▶ **DIRECTIVE**: Copy each line of the data below exactly, leaving out pictures.

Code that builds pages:
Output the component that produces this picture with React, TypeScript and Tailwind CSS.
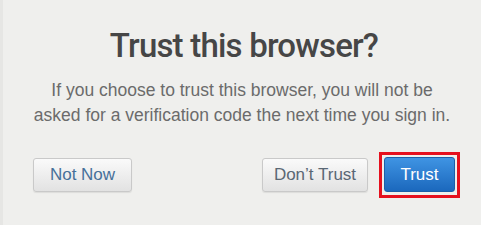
export default function App() {
  return (
    <div
      className="flex h-[225px] w-[481px] flex-col items-center border-l-[3px] border-[#e6e6e4] bg-[#efefed]"
      style={{ fontFamily: '"Liberation Sans", Arial, sans-serif' }}
    >
      <h1 className="mt-[26px] pl-[4px] font-['Roboto',sans-serif] text-[33px] font-medium leading-[40px] tracking-[-0.8px] text-[#464646]">
        Trust this browser?
      </h1>
      <p className="mt-[12px] text-center text-[17.5px] leading-[25px] text-[#6b6b6b]">
        If you choose to trust this browser, you will not be
        <br />
        asked for a verification code the next time you sign in.
      </p>
      <div className="mt-[24px] flex w-full items-center justify-between pl-[30px] pr-[21px]">
        <button className="h-[34px] w-[99px] rounded-[3px] border border-[#c9c9c9] bg-gradient-to-b from-[#fafafa] to-[#e2e2e2] text-[17px] text-[#46709a] shadow-[0_1px_1px_rgba(0,0,0,0.08)]">
          Not Now
        </button>
        <div className="flex items-center gap-[11px]">
          <button className="h-[34px] w-[106px] rounded-[3px] border border-[#c9c9c9] bg-gradient-to-b from-[#fafafa] to-[#e2e2e2] text-[17px] text-[#5a6774] shadow-[0_1px_1px_rgba(0,0,0,0.08)]">
            Don’t Trust
          </button>
          <div className="border-[3px] border-[#e5101e] px-[2px] pb-[3px] pt-[2px]">
            <button className="block h-[35px] w-[71px] rounded-[3px] border border-[#1c5fa8] bg-gradient-to-b from-[#3f94e3] to-[#1b68bd] text-[17px] text-white">
              Trust
            </button>
          </div>
        </div>
      </div>
    </div>
  );
}
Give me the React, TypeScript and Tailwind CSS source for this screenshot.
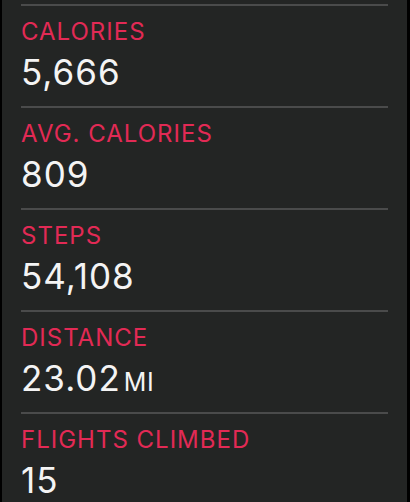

▶ **REPLY TO THE EXERCISE**:
Output the component that produces this picture with React, TypeScript and Tailwind CSS.
export default function App() {
  return (
    <div
      className="flex h-[225px] w-[481px] flex-col items-center border-l-[3px] border-[#e6e6e4] bg-[#efefed]"
      style={{ fontFamily: '"Liberation Sans", Arial, sans-serif' }}
    >
      <h1 className="mt-[26px] pl-[4px] font-['Roboto',sans-serif] text-[33px] font-medium leading-[40px] tracking-[-0.8px] text-[#464646]">
        Trust this browser?
      </h1>
      <p className="mt-[12px] text-center text-[17.5px] leading-[25px] text-[#6b6b6b]">
        If you choose to trust this browser, you will not be
        <br />
        asked for a verification code the next time you sign in.
      </p>
      <div className="mt-[24px] flex w-full items-center justify-between pl-[30px] pr-[21px]">
        <button className="h-[34px] w-[99px] rounded-[3px] border border-[#c9c9c9] bg-gradient-to-b from-[#fafafa] to-[#e2e2e2] text-[17px] text-[#46709a] shadow-[0_1px_1px_rgba(0,0,0,0.08)]">
          Not Now
        </button>
        <div className="flex items-center gap-[11px]">
          <button className="h-[34px] w-[106px] rounded-[3px] border border-[#c9c9c9] bg-gradient-to-b from-[#fafafa] to-[#e2e2e2] text-[17px] text-[#5a6774] shadow-[0_1px_1px_rgba(0,0,0,0.08)]">
            Don’t Trust
          </button>
          <div className="border-[3px] border-[#e5101e] px-[2px] pb-[3px] pt-[2px]">
            <button className="block h-[35px] w-[71px] rounded-[3px] border border-[#1c5fa8] bg-gradient-to-b from-[#3f94e3] to-[#1b68bd] text-[17px] text-white">
              Trust
            </button>
          </div>
        </div>
      </div>
    </div>
  );
}
Give me the React, TypeScript and Tailwind CSS source for this screenshot.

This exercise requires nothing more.